Electricity consumers across Nigeria may soon face higher power bills as generation companies intensify calls for an upward tariff adjustment, citing rising production costs and deepening financial strain within the sector. The pressure follows a recent adjustment in the domestic price of natural gas used for power generation, a move that has significantly increased operational expenses for thermal plants responsible for the bulk of the nation’s electricity supply.
Industry stakeholders warn that the situation has been worsened by a mounting liquidity crisis, with billions of naira owed to power producers, limiting their capacity to sustain operations and settle obligations to gas suppliers. At the same time, the Federal Government’s ongoing struggle to maintain electricity subsidies is raising concerns about the long-term viability of keeping tariffs artificially low amid escalating costs and declining infrastructure performance.
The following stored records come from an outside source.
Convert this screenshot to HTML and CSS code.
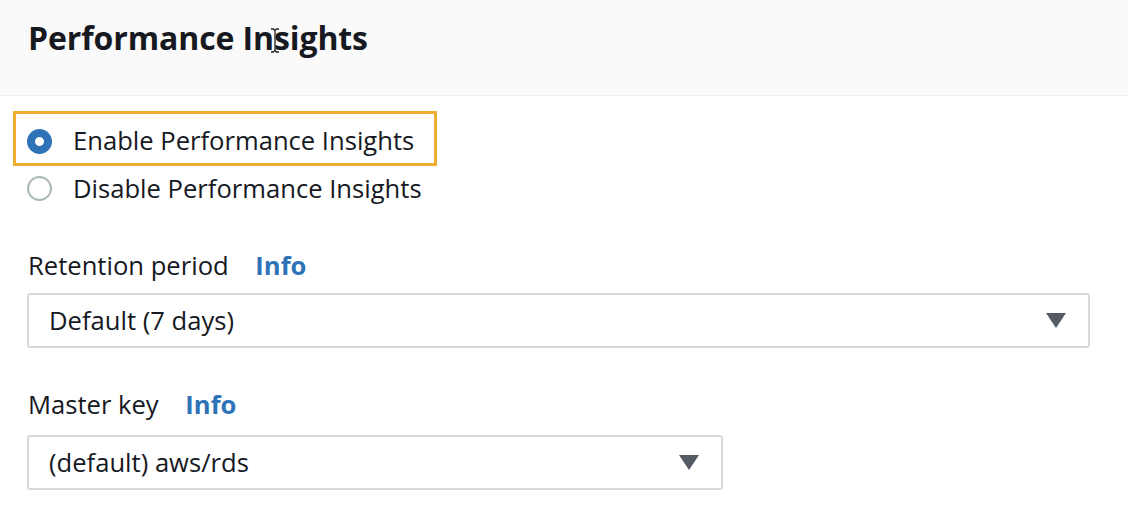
FILE: index.html
```html
<!DOCTYPE html>
<html>
<head>
<meta charset="utf-8">
<link rel="stylesheet" href="styles.css">
</head>
<body>
<div class="panel">
  <div class="header">
    <h2 class="title">Performance Insights</h2>
    <svg class="cursor" width="10" height="25" viewBox="0 0 10 25">
      <path d="M1 1h2.5l1.5 1.5L6.5 1H9M5 2.5v20M1 24h2.5l1.5-1.5L6.5 24H9" fill="none" stroke="#222" stroke-width="1.3"/>
    </svg>
  </div>
  <div class="body">
    <div class="radios">
      <label class="radio highlighted">
        <span class="dot checked"></span>
        <span class="rlabel">Enable Performance Insights</span>
      </label>
      <label class="radio second">
        <span class="dot"></span>
        <span class="rlabel">Disable Performance Insights</span>
      </label>
    </div>
    <div class="field first">
      <div class="flabel">Retention period <a class="info">Info</a></div>
      <div class="select wide">
        <span>Default (7 days)</span>
        <span class="caret"></span>
      </div>
    </div>
    <div class="field last">
      <div class="flabel">Master key <a class="info">Info</a></div>
      <div class="select narrow">
        <span>(default) aws/rds</span>
        <span class="caret"></span>
      </div>
    </div>
  </div>
</div>
</body>
</html>
```
FILE: styles.css
```css
* { box-sizing: border-box; }
html, body { margin: 0; padding: 0; background: #fff; }
body {
  font-family: "Open Sans", "Noto Sans", sans-serif;
  color: #16191f;
  width: 1128px;
  height: 516px;
  overflow: hidden;
}
.header {
  position: relative;
  background: #fafafa;
  height: 96px;
  border-bottom: 1px solid #eaeded;
  padding: 18px 28px 0;
}
.title {
  margin: 0;
  font-size: 32px;
  font-weight: 700;
  line-height: 40px;
  letter-spacing: -0.1px;
}
.cursor {
  position: absolute;
  left: 270px;
  top: 28px;
}
.body {
  padding: 15px 38px 0 27px;
}
.radios {
  display: flex;
  flex-direction: column;
}
.radio {
  display: flex;
  align-items: center;
  gap: 21px;
  font-size: 25.6px;
  line-height: 30px;
}
.radio.highlighted {
  margin-left: -14px;
  padding: 5px 0 0 11px;
  width: 424px;
  height: 55px;
  border: 3px solid #efad33;
}
.radio.second { height: 45px; }
.dot {
  width: 25px;
  height: 25px;
  border-radius: 50%;
  border: 2px solid #aab7b8;
  background: #fff;
  flex: none;
}
.dot.checked {
  border: 8px solid #2e73b8;
}
.field {
  margin-top: 42px;
}
.field.first { margin-top: 40px; }
.flabel {
  font-size: 25.6px;
  line-height: 30px;
  margin-left: 1px;
}
.info {
  color: #2e73b8;
  font-weight: 700;
  margin-left: 20px;
}
.select {
  margin-top: 12px;
  height: 55px;
  border: 2px solid #d5dbdb;
  border-radius: 3px;
  display: flex;
  align-items: center;
  justify-content: space-between;
  padding: 0 22px 0 20px;
  font-size: 25.6px;
}
.field.last .select { margin-top: 15px; }
.select.wide { width: 1063px; }
.select.narrow { width: 696px; }
.caret {
  width: 0;
  height: 0;
  border-left: 10px solid transparent;
  border-right: 10px solid transparent;
  border-top: 15px solid #545b64;
}
```
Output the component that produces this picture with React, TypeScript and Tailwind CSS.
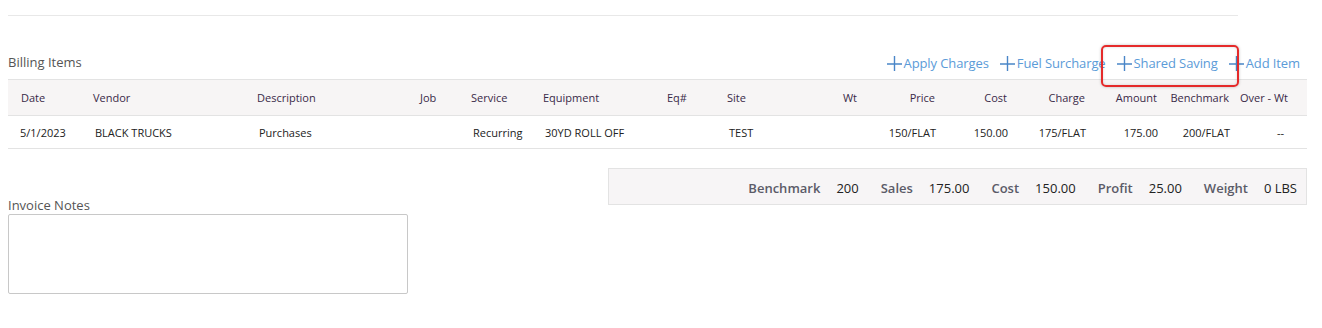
import React from "react";

type Col = { label: string; w: number; align: "left" | "right"; body: string };

const cols: Col[] = [
  { label: "Date", w: 72, align: "left", body: "5/1/2023" },
  { label: "Vendor", w: 164, align: "left", body: "BLACK TRUCKS" },
  { label: "Description", w: 163, align: "left", body: "Purchases" },
  { label: "Job", w: 51, align: "left", body: "" },
  { label: "Service", w: 72, align: "left", body: "Recurring" },
  { label: "Equipment", w: 124, align: "left", body: "30YD ROLL OFF" },
  { label: "Eq#", w: 60, align: "left", body: "" },
  { label: "Site", w: 86, align: "left", body: "TEST" },
  { label: "Wt", w: 65, align: "right", body: "" },
  { label: "Price", w: 78, align: "right", body: "150/FLAT" },
  { label: "Cost", w: 72, align: "right", body: "150.00" },
  { label: "Charge", w: 78, align: "right", body: "175/FLAT" },
  { label: "Amount", w: 72, align: "right", body: "175.00" },
  { label: "Benchmark", w: 72, align: "right", body: "200/FLAT" },
  { label: "Over - Wt", w: 59, align: "right", body: "--" },
];

const gridCols =
  "grid grid-cols-[72px_164px_163px_51px_72px_124px_60px_86px_65px_78px_72px_78px_72px_72px_59px_11px]";

function Plus() {
  return (
    <svg width="15" height="15" viewBox="0 0 15 15" className="shrink-0">
      <path d="M7.5 0V15M0 8H15" stroke="#4a86c8" strokeWidth="1.4" fill="none" />
    </svg>
  );
}

function Action({ label, highlight }: { label: string; highlight?: boolean }) {
  return (
    <span className="relative flex items-center gap-[2px] text-[13px] leading-[18px] tracking-[-0.1px] text-[#5b9bd8] cursor-pointer">
      <Plus />
      <span>{label}</span>
      {highlight && (
        <span className="absolute left-[-16px] right-[-21px] top-[-9px] bottom-[-15px] z-10 rounded-[5px] border-2 border-[#e52a2a] shadow-[0_0_3px_rgba(0,0,0,0.25),inset_0_0_3px_rgba(0,0,0,0.15)]" />
      )}
    </span>
  );
}

function Stat({ label, value }: { label: string; value: string }) {
  return (
    <div className="flex items-center gap-[16px]">
      <span className="font-semibold text-[#5b5b68]">{label}</span>
      <span className="text-[#222]">{value}</span>
    </div>
  );
}

function bodyClass(c: Col) {
  if (c.label === "Over - Wt") return "pr-[12px] text-right whitespace-nowrap";
  if (c.label === "Date") return "pl-[12px] whitespace-nowrap";
  if (c.align === "left") return "pl-[15px] whitespace-nowrap";
  return "pr-[7px] text-right whitespace-nowrap";
}

export default function App() {
  return (
    <div
      className="w-[1322px] h-[328px] bg-white px-[8px] pt-[15px]"
      style={{ fontFamily: '"Open Sans", "Liberation Sans", sans-serif' }}
    >
      <div className="h-px w-[1230px] bg-[#e8e8e8]" />

      <div className="mt-[37px] w-[1299px] flex items-start justify-between pr-[7px]">
        <span className="text-[13px] leading-[18px] text-[#555]">Billing Items</span>
        <div className="pt-[1px] flex items-center gap-[11px]">
          <Action label="Apply Charges" />
          <Action label="Fuel Surcharge" />
          <Action label="Shared Saving" highlight />
          <Action label="Add Item" />
        </div>
      </div>

      <div className="mt-[7px] w-[1299px] text-[11px]">
        <div className={`${gridCols} h-[37px] pt-[2px] items-center bg-[#f7f5f5] border-y border-[#e3e3e3] text-[#3a2a48]`}>
          {cols.map((c) => (
            <div
              key={c.label}
              className={c.align === "left" ? "pl-[13px] whitespace-nowrap" : "pr-[8px] text-right whitespace-nowrap"}
            >
              {c.label}
            </div>
          ))}
          <div />
        </div>
        <div className={`${gridCols} h-[33px] pt-[2px] items-center border-b border-[#e3e3e3] text-[#222]`}>
          {cols.map((c) => (
            <div key={c.label} className={bodyClass(c)}>
              {c.body}
            </div>
          ))}
          <div />
        </div>
      </div>

      <div className="mt-[19px] w-[1299px] flex justify-end">
        <div className="w-[699px] h-[37px] pt-[4px] flex items-center justify-end gap-[22px] pr-[9px] bg-[#f7f5f6] border border-[#e3e3e3] text-[13px]">
          <Stat label="Benchmark" value="200" />
          <Stat label="Sales" value="175.00" />
          <Stat label="Cost" value="150.00" />
          <Stat label="Profit" value="25.00" />
          <Stat label="Weight" value="0 LBS" />
        </div>
      </div>

      <div className="-mt-[9px] w-[400px]">
        <div className="text-[13px] leading-[18px] text-[#555]">Invoice Notes</div>
        <textarea className="block w-[400px] h-[80px] resize-none rounded-[2px] border border-[#c8c8c8] bg-white outline-none" />
      </div>
    </div>
  );
}
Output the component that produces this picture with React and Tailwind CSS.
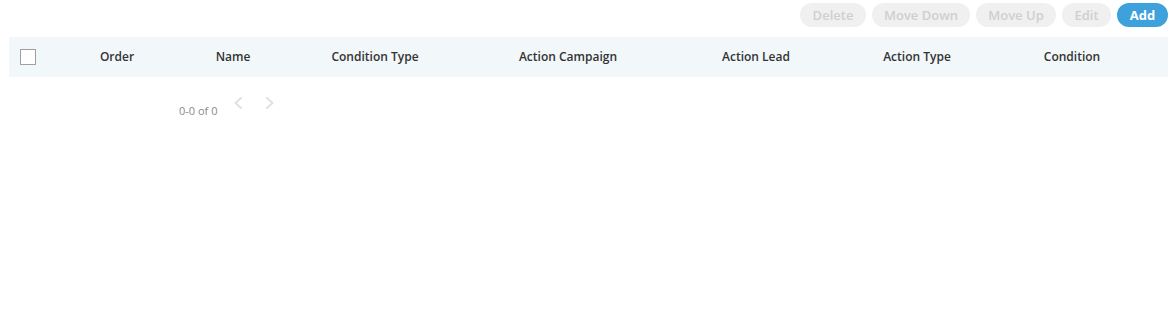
const cols = [
  { label: "Order", w: "w-[116px]" },
  { label: "Name", w: "w-[116px]" },
  { label: "Condition Type", w: "w-[168px]" },
  { label: "Action Campaign", w: "w-[218px]" },
  { label: "Action Lead", w: "w-[158px]" },
  { label: "Action Type", w: "w-[164px]" },
  { label: "Condition", w: "w-[146px]" },
]

const buttons = [
  { label: "Delete", w: "w-[66px]" },
  { label: "Move Down", w: "w-[98px]" },
  { label: "Move Up", w: "w-[80px]" },
  { label: "Edit", w: "w-[49px]" },
]

function Chevron({ dir }) {
  return (
    <svg width="10" height="12" viewBox="0 0 10 12" className="text-[#e2e2e2]">
      <polyline
        points={dir === "left" ? "8,1 2.5,6 8,11" : "2,1 7.5,6 2,11"}
        fill="none"
        stroke="currentColor"
        strokeWidth="2.2"
        strokeLinecap="round"
        strokeLinejoin="round"
      />
    </svg>
  )
}

export default function App() {
  return (
    <div className="w-[1175px] h-[328px] bg-white font-['Open_Sans',sans-serif]">
      <div className="flex justify-end gap-[6px] pt-[3px] pr-[7px]">
        {buttons.map(b => (
          <button
            key={b.label}
            className={`${b.w} h-6 rounded-full bg-[#f0f0f0] text-[#cfcfcf] text-[13px] font-semibold leading-6 text-center`}
          >
            {b.label}
          </button>
        ))}
        <button className="h-6 w-[51px] rounded-full bg-[#3fa1db] text-white text-[13px] font-bold leading-6">
          Add
        </button>
      </div>

      <div className="mx-[9px] mt-[10px] w-[1159px]">
        <div className="flex items-center h-10 bg-[#f2f7fa]">
          <div className="w-[50px] pl-[11px] flex items-center">
            <span className="block w-4 h-4 border border-[#a0a0a0] bg-white" />
          </div>
          {cols.map(c => (
            <div key={c.label} className={`${c.w} text-center text-[12px] font-semibold text-[#333]`}>
              {c.label}
            </div>
          ))}
        </div>

        <div className="flex items-start pl-[170px] mt-[21px]">
          <span className="text-[11px] text-[#8a8a8a] mt-[5px] leading-[16px]">0-0 of 0</span>
          <span className="ml-[16px] mt-[-1px]"><Chevron dir="left" /></span>
          <span className="ml-[22px] mt-[-1px]"><Chevron dir="right" /></span>
        </div>
      </div>
    </div>
  )
}
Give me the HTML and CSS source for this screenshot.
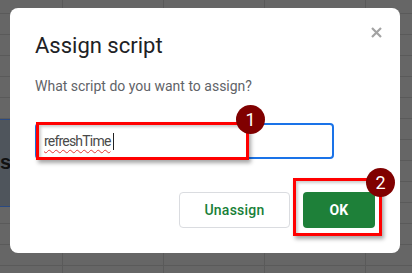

Brandspur Banking News Desk reports that several power plants remain idle due to gas supply challenges and outstanding debts, further straining electricity distribution nationwide. Experts caution that any tariff increase could trigger broader economic consequences, including rising inflation and increased production costs for businesses already grappling with a difficult operating environment.
Consumers across all service bands are likely to feel the impact if regulators approve the proposed review, with fears growing that the move could deepen affordability challenges for households while testing the resilience of small and medium-sized enterprises.